Wallman cautioned that size alone is not likely to be the best measurement for determining a customer's sophistication.

"You might be better combining size with something else or eliminating certain entities," he said. "You could say, for example, a school board with $10 million of assets may still not be the most sophisticated instrumentality in the country for dealing in derivatives.

"On the other hand, a registered investment adviser operating a sophisticated hedge fund that is starting with $10 million under management might be fine," he said.

The National Association of Securities Dealers has proposed rule changes requiring dealers to take a number of steps to determine whether or not an institutional customer is relying on their recommendations.

Size of a customer, meaning the dollar amount of assets under management, is one of several factors dealers would be directed to consider under the NASD proposal.

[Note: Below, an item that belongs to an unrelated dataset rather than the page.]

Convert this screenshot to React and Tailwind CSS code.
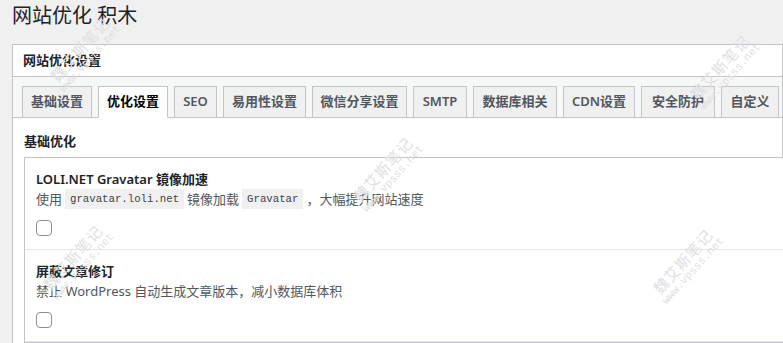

Although the proposal has yet to be acted on by the SEC, Wallman indicated his preliminary view that the rules may be a step in the right direction.

Wallman said the message is out there to dealers and investors alike that they need to use common sense. He indicated that dealers from both a marketing and risk perspective will need to ensure that safeguards are in place to help curb financial disasters.

"It is going to be hard to see how they will over time continue to have good relations with clients if things go wrong," he said. "I think it is incumbent on the industry to protect its own franchise here and to ensure that it does not have those accidents and mistakes occurring."

However, Wallman cautioned that investors getting into these markets need to understand that they might lose money.

"Making more informed decisions doesn't mean that people won't lose money trading in derivatives. Somebody is going to lose money and somebody is going to make money. But they should understand the risks," he said.